13. It is not an arguable error of law for an Immigration Judge to give too little weight or too much weight to a factor, unless irrationality is alleged. Nor is it an error of law for an Immigration Judge to fail to deal with every factual issue of argument. Disagreement with an Immigration Judge's factual conclusion, his appraisal of the evidence or assessment of credibility, or his evaluation of risk does not give rise to an error of law. Unless an Immigration Judge's assessment of proportionality is arguable as being completely wrong, there is no error of law, nor is it an error of law for an Immigration Judge not to have regard to evidence of events arising after his decision or for him to have taken no account of evidence which was not before him. Rationality is a very high threshold and a conclusion is not irrational just because some alternative explanation has been rejected or can be said to be possible. Nor is it necessary to consider every possible alternative inference consistent with truthfulness because an Immigration Judge concludes that the story is untrue. If a point of evidence of significance has been ignored or misunderstood, that is a failure to take into account a material consideration.
Findings
14. Upper Tribunal Judge Perkins in granting permission invited the Secretary of State to disclose in any reply precisely the evidence relied upon to prove that the Appellant was given notice of curtailment of leave and how the evidence supports that conclusion. The Rule 24 response does no more than to submit that two letters were despatched to the Appellant by recorded delivery. Syed is authority stating that the Secretary of State cannot rely upon deemed postal service. I find the arguments put forward by Miss Kabir to be persuasive.
15. Mr Bramble has argued whilst he is uncertain as to what documents were produced by the Home Office Presenting Officer it is uncertain as to what further documents could have been provided by the Home Office and accepts that the Home Office do not have the means to track documents in order to prove service. In such circumstances however I am satisfied that the Judge was wrong in law to find that the notice of curtailment was communicated to the Appellant and therefore valid in that there is an absence of documents provided by the Respondent to show that that was the case. In such circumstances the Judge has failed to apply Syed or to give any analysis of that authority on this particular case. It is clear that following Syed that the Tribunal would have been most likely to come to a different conclusion and in such circumstances there is a material error of law.
16. The correct approach therefore is to find that there is a material error of law and then to remake the decision allowing the appeal to the extent the matter is remitted back to the Secretary of State for further and fresh consideration.

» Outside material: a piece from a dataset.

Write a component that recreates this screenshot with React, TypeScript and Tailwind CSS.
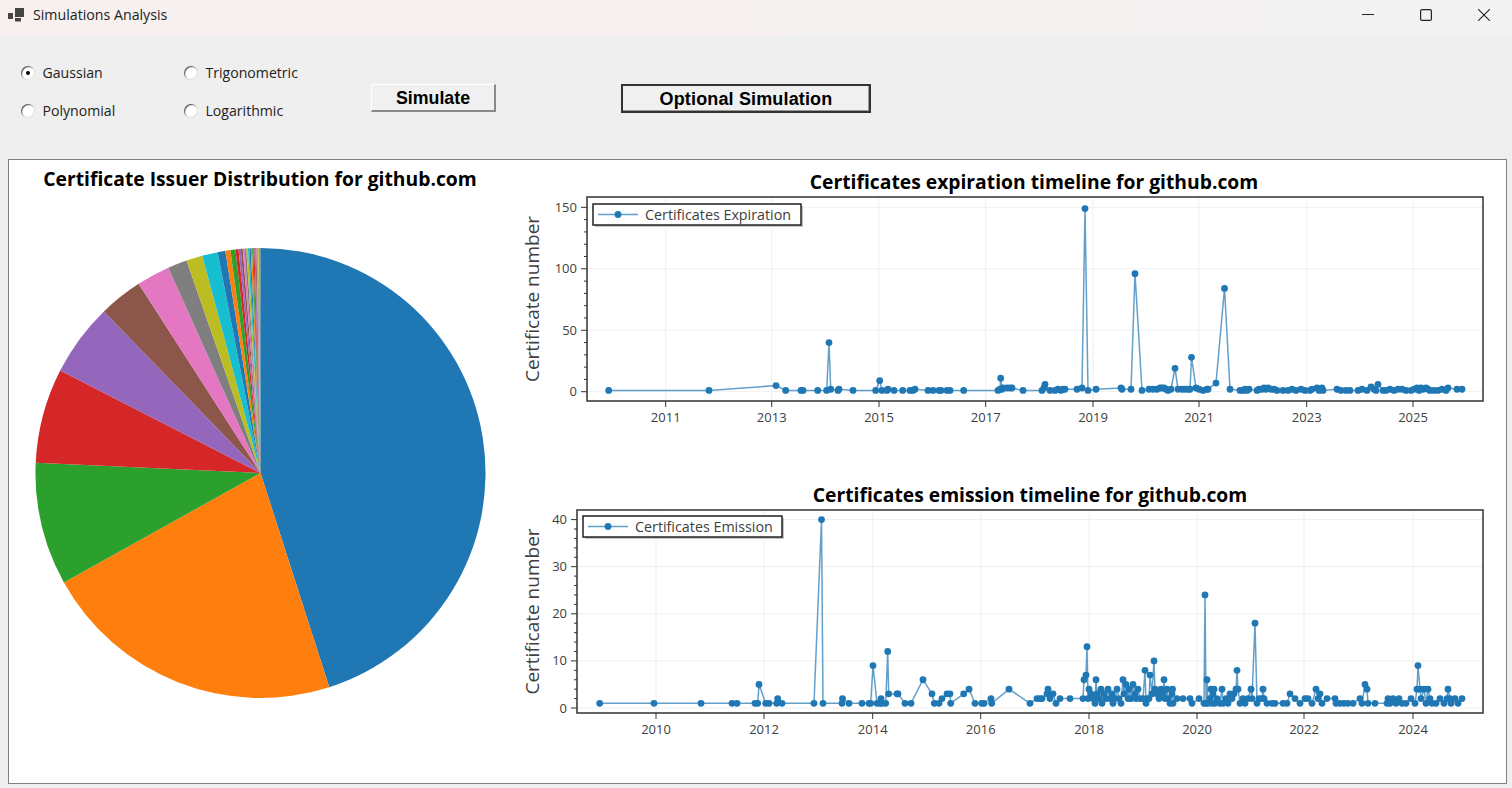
import React from "react";

const BLUE = "#1f77b4";
const TAB10 = ["#1f77b4", "#ff7f0e", "#2ca02c", "#d62728", "#9467bd", "#8c564b", "#e377c2", "#7f7f7f", "#bcbd22", "#17becf"];

type P = [number, number];

const EXP: P[] = [
  [608.7,1],[709,1],[776,5],[785.7,1],[801,1],[803,1],[817.7,1],[826.7,1],[829,40],[830.7,2],[838,1],[839,2],[853,1],[875.7,1],[879.7,9],[882,1],[887,1],[888,2],[894,1],[902.7,1],[910,1],[913,1],[915,2],[928,1],[933,1],[939,1],[941,1],[947,1],[950,1],[963.7,1],
  [998,1],[1000,2],[1000.7,11],[1002,2],[1003,3],[1007,3],[1010,3],[1012,3],[1023,1],[1042,1],[1044,3],[1045,6],[1050,1],[1055,1],[1058,2],[1061,1],[1063,2],[1065,2],[1077,2],[1082,3],[1085,149],[1088,1],[1096,2],[1121,3],[1122,2],[1131,2],[1135,96],[1142,1],
  [1149,2],[1153,2],[1157,2],[1160,3],[1162,3],[1164,3],[1166,2],[1168,1],[1171,2],[1175,19],[1178,2],[1182,2],[1185,2],[1188,2],[1190,2],[1191.5,28],[1196,3],[1199,2],[1203,1],[1207,2],[1208,2],[1216,7],[1224.5,84],[1230,2],
  [1240,1],[1243,1],[1245,2],[1247,1],[1249,2],[1257,1],[1259,2],[1262,2],[1264,3],[1266,2],[1268,3],[1271,2],[1274,2],[1277,1],[1283,1],[1288,1],[1292,2],[1296,1],[1301,2],[1305,1],[1310,1],[1312,2],[1317,3],[1319,1],[1320,2],[1322,3],[1323,1],
  [1337,2],[1341,1],[1346,1],[1350,1],[1358,1],[1362,2],[1367,1],[1371,4],[1374,2],[1376,1],[1378,6],[1383,1],[1386,1],[1390,2],[1394,1],[1398,2],[1402,2],[1406,1],[1411,1],[1414,2],[1417,3],[1419,1],[1421,3],[1423,2],[1426,3],[1428,2],[1430,1],[1434,1],[1438,1],[1442,2],[1446,1],[1448,3],[1457,2],[1462,2],
];

const EMI: P[] = [
  [599.7,1],[654,1],[701,1],[732,1],[737,1],[755,1],[757.7,1],[759,5],[765.7,1],[769,1],[776.7,1],[777.7,2],[782,1],[814,1],[821.5,40],[823,1],[842,1],[842.5,2],[849,1],[862,1],[869,1],[870.7,1],[873,9],[877,1],[880,1],[881,2],[882,1],[885.7,1],[887.7,12],[888.7,3],[897,3],[898,3],[905,1],[911,1],[923,6],[932,3],[934.3,1],[939,1],[942,2],[947,3],[950,3],[950.7,1],[963.7,3],[969,4],[975,1],[981.7,1],[984,1],[991,2],[991.7,1],[1009,4],
  [1030,1],[1037,2],[1040,2],[1042,2],[1047,3],[1048,4],[1050,2],[1053,3],[1056,1],[1060,2],[1070,2],
  [1083,2],[1084,6],[1086,7],[1087,13],[1088,2],[1089,4],[1091,3],[1093,2],[1095,1],[1096,6],[1097,3],[1099,2],[1101,4],[1102,1],[1104,3],[1106,2],[1108,4],[1110,2],[1112,3],[1113,1],[1115,2],[1117,4],[1119,2],[1121,1],[1123,6],[1124,3],[1126,5],[1128,2],[1129,4],[1131,2],[1133,5],[1135,3],[1136,2],[1138,4],[1140,2],[1143,2],
  [1145,8],[1146,1],[1147,2],[1149,2],[1150,7],[1152,3],[1154,10],[1155,4],[1157,3],[1159,2],[1161,4],[1163,3],[1164,6],[1165,2],[1167,4],[1168,2],[1170,1],[1172,3],[1172.5,4],[1173,1],[1177,2],[1183,2],[1190,2],[1192,1],[1199,2],[1204,1],[1205,24],[1206,1],[1207,6],[1208,1],[1210,2],[1211,4],[1212,1],[1213,3],[1214,4],[1215,1],[1217,2],[1220,1],[1222,4],[1223,1],[1226,2],[1228,1],[1230,3],[1232,2],[1234,3],[1236,4],[1237,8],[1238,4],[1240,1],[1243,2],[1245,1],[1248,2],[1251,4],[1252,2],[1255,18],[1257,1],[1259,2],[1262,2],[1263,4],[1264,2],[1267,1],
  [1272,1],[1275,1],[1283,1],[1287,1],[1290,3],[1295,2],[1300,1],[1305,2],[1308,2],[1312,1],[1316,4],[1318,2],[1320,3],[1322,1],[1327,2],[1335,2],[1336,1],[1340,1],[1344,1],[1348,1],[1353,1],[1360,2],[1362,1],[1365,5],[1367,4],[1368,1],[1375,1],
  [1387,1],[1388,2],[1390,1],[1393,2],[1396,1],[1399,2],[1402,1],[1406,1],[1411,2],[1415,1],[1417,4],[1418,9],[1420,4],[1421,2],[1424,4],[1426,1],[1428,4],[1430,2],[1432,1],[1436,1],[1440,2],[1444,1],[1447,2],[1448,4],[1450,2],[1451,1],[1455,2],[1458,1],[1462,2],
];

type ChartProps = {
  viewY: number;
  height: number;
  left: number;
  top: number;
  bottom: number;
  y0: number;
  unit: number;
  yMajor: number[];
  yMinor: number[];
  xTicks: [number, string][];
  data: P[];
  legend: string;
  legendX: number;
  legendY: number;
  legendW: number;
};

function Chart({ viewY, height, left, top, bottom, y0, unit, yMajor, yMinor, xTicks, data, legend, legendX, legendY, legendW }: ChartProps) {
  const right = 1483;
  const yp = (v: number) => y0 - v * unit;
  const pts = data.map(([x, v]) => `${x},${yp(v).toFixed(1)}`).join(" ");
  return (
    <svg width={995} height={height} viewBox={`511 ${viewY} 995 ${height}`} className="block font-['Open_Sans',sans-serif]">
      {xTicks.map(([x]) => <line key={x} x1={x} x2={x} y1={top} y2={bottom} stroke="#efefef" strokeWidth={1} />)}
      {yMajor.map((v) => <line key={v} x1={left} x2={right} y1={yp(v)} y2={yp(v)} stroke="#efefef" strokeWidth={1} />)}
      <polyline points={pts} fill="none" stroke={BLUE} strokeOpacity={0.7} strokeWidth={1.5} />
      {data.map(([x, v], i) => <circle key={i} cx={x} cy={yp(v)} r={3.4} fill={BLUE} />)}
      <rect x={left} y={top} width={right - left} height={bottom - top} fill="none" stroke="#333" strokeWidth={1.5} />
      {yMinor.map((v) => <line key={v} x1={left - 3} x2={left} y1={yp(v)} y2={yp(v)} stroke="#333" strokeWidth={1} />)}
      {yMajor.map((v) => (
        <g key={v}>
          <line x1={left - 6} x2={left} y1={yp(v)} y2={yp(v)} stroke="#333" strokeWidth={1} />
          <text x={left - 10} y={yp(v) + 4.5} textAnchor="end" fontSize={13} fill="#404040">{v}</text>
        </g>
      ))}
      {xTicks.map(([x, l]) => (
        <g key={x}>
          <line x1={x} x2={x} y1={bottom} y2={bottom + 6} stroke="#333" strokeWidth={1} />
          <text x={x} y={bottom + 21} textAnchor="middle" fontSize={13} fill="#404040">{l}</text>
        </g>
      ))}
      <text transform={`translate(539 ${(top + bottom) / 2}) rotate(-90)`} textAnchor="middle" fontSize={19} fill="#404040">Certificate number</text>
      <rect x={legendX + 2} y={legendY + 2} width={legendW} height={21} fill="#c4c4c4" />
      <rect x={legendX} y={legendY} width={legendW} height={21} fill="#fff" stroke="#222" strokeWidth={1.5} />
      <line x1={legendX + 5} x2={legendX + 45} y1={legendY + 10.5} y2={legendY + 10.5} stroke={BLUE} strokeOpacity={0.7} strokeWidth={1.5} />
      <circle cx={legendX + 25} cy={legendY + 10.5} r={3.4} fill={BLUE} />
      <text x={legendX + 52} y={legendY + 15.5} fontSize={14.3} fill="#404040">{legend}</text>
    </svg>
  );
}

function Pie() {
  const cx = 260.5, cy = 473, r = 225;
  const stops = [162.2, 240.9, 272.6, 297.1, 315.9, 327.2, 335.8, 340.8, 345, 349, 351, 352.3, 353.6, 354.4];
  let a = 354.4, w = 0.55;
  while (a < 359.8) {
    a += w;
    stops.push(Math.min(a, 360));
    w = Math.max(0.16, w * 0.93);
  }
  stops.push(360);
  const pt = (d: number) => {
    const t = (d * Math.PI) / 180;
    return `${(cx + r * Math.sin(t)).toFixed(2)} ${(cy - r * Math.cos(t)).toFixed(2)}`;
  };
  let prev = 0;
  return (
    <svg width={502} height={520} viewBox="9 222 502 520" className="block">
      {stops.map((s, i) => {
        const d = `M${cx} ${cy}L${pt(prev)}A${r} ${r} 0 ${s - prev > 180 ? 1 : 0} 1 ${pt(s)}Z`;
        prev = s;
        return <path key={i} d={d} fill={TAB10[i % 10]} />;
      })}
    </svg>
  );
}

function Radio({ label, checked }: { label: string; checked?: boolean }) {
  return (
    <label className="flex items-center gap-[7.5px] h-[20px] text-[14.1px] text-[#222]">
      <span className="flex items-center justify-center w-[14px] h-[14px] rounded-full bg-white shadow-[inset_1px_1px_1px_#555,inset_-1px_-1px_1px_#e4e4e4]">
        {checked && <span className="w-[4px] h-[4px] rounded-full bg-black" />}
      </span>
      {label}
    </label>
  );
}

export default function App() {
  return (
    <div className="w-[1512px] h-[788px] overflow-hidden flex flex-col bg-[#efefef] font-['Open_Sans',sans-serif]">
      <header className="h-[35px] flex items-center bg-gradient-to-r from-[#f7f0ee] via-[#f6f1f0] to-[#f3f3f3]">
        <svg width="17" height="14" viewBox="0 0 17 14" className="ml-[8px] mb-[5px]" fill="#444">
          <rect x="0" y="5" width="5" height="6" />
          <rect x="7" y="0" width="9" height="9" />
          <rect x="7" y="10" width="6" height="3.5" />
        </svg>
        <span className="ml-[8px] mb-[5px] text-[14.2px] text-[#222]">Simulations Analysis</span>
        <div className="ml-auto flex items-center gap-[46px] mr-[22px] mb-[6px]">
          <svg width="12" height="12" viewBox="0 0 12 12" stroke="#222" fill="none"><path d="M0 5.5H12" /></svg>
          <svg width="12" height="12" viewBox="0 0 12 12" stroke="#222" strokeWidth="1.2" fill="none"><rect x=".6" y=".6" width="10.8" height="10.8" rx="1.5" /></svg>
          <svg width="12" height="12" viewBox="0 0 12 12" stroke="#222" strokeWidth="1.1" fill="none"><path d="M0 0L12 12M12 0L0 12" /></svg>
        </div>
      </header>

      <div className="h-[124px] flex items-start">
        <div className="grid grid-cols-[163px_163px] gap-y-[18px] ml-[21px] mt-[28px]">
          <Radio label="Gaussian" checked />
          <Radio label="Trigonometric" />
          <Radio label="Polynomial" />
          <Radio label="Logarithmic" />
        </div>
        <button className="ml-[24px] mt-[49px] w-[125px] h-[28px] bg-[#f0f0f0] text-[17.8px] font-bold text-black font-['Liberation_Sans',sans-serif] border-t border-l border-[#fff] border-r-2 border-b-2 border-r-[#8a8a8a] border-b-[#8a8a8a]">
          Simulate
        </button>
        <button className="ml-[125px] mt-[49px] w-[250px] h-[29px] pb-[3px] bg-[#f0f0f0] text-[18px] tracking-[0.15px] font-bold text-black font-['Liberation_Sans',sans-serif] border-2 border-[#333] shadow-[inset_-1px_-1px_0_#999]">
          Optional Simulation
        </button>
      </div>

      <main className="ml-[8px] w-[1499px] h-[625px] bg-white border border-[#808080] flex">
        <section className="w-[502px] shrink-0">
          <h2 className="pt-[7px] h-[32px] text-center text-[19.3px] leading-[24px] font-bold text-black">Certificate Issuer Distribution for github.com</h2>
          <div className="mt-[30px]"><Pie /></div>
        </section>
        <section className="flex-1 flex flex-col">
          <h2 className="mt-[10px] ml-[51px] h-[24px] text-center text-[19.3px] leading-[24px] font-bold text-black">Certificates expiration timeline for github.com</h2>
          <Chart
            viewY={194} height={289} left={587} top={197} bottom={401} y0={391.7} unit={1.229}
            yMajor={[0, 50, 100, 150]}
            yMinor={[10, 20, 30, 40, 60, 70, 80, 90, 110, 120, 130, 140]}
            xTicks={[[665.7, "2011"], [771.7, "2013"], [879, "2015"], [985.7, "2017"], [1093, "2019"], [1199, "2021"], [1306.7, "2023"], [1413, "2025"]]}
            data={EXP} legend="Certificates Expiration" legendX={593} legendY={204} legendW={208}
          />
          <h2 className="ml-[43px] h-[24px] text-center text-[19.3px] leading-[24px] font-bold text-black">Certificates emission timeline for github.com</h2>
          <Chart
            viewY={507} height={240} left={577} top={510} bottom={713} y0={708} unit={4.71}
            yMajor={[0, 10, 20, 30, 40]}
            yMinor={[2, 4, 6, 8, 12, 14, 16, 18, 22, 24, 26, 28, 32, 34, 36, 38]}
            xTicks={[[656, "2010"], [764, "2012"], [872.7, "2014"], [980.7, "2016"], [1089, "2018"], [1197, "2020"], [1304, "2022"], [1413, "2024"]]}
            data={EMI} legend="Certificates Emission" legendX={583} legendY={516} legendW={199}
          />
        </section>
      </main>
    </div>
  );
}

I note from comments made by Miss Kabir that if that approach is adopted that the Appellant is confident that she can meet the requirements of the Immigration Rules. That is not a matter for this Tribunal to determine and further it is not the scope of this Tribunal to enforce what could very well be construed as a procedural unfairness to the Appellant and this finding will I acknowledge give the Appellant one final opportunity to show to the Secretary of State that her application is in order and should succeed.
Notice of Decision
The decision of the First-tier Tribunal disclosed a material error of law and is set aside. The decision is remade allowing the appeal to the extent that the matter is remitted back to the Secretary of State for further consideration.
No anonymity direction is made.


Signed Date

Deputy Upper Tribunal Judge D N Harris



TO THE RESPONDENT
FEE AWARD
No application is made for a fee award and none is made.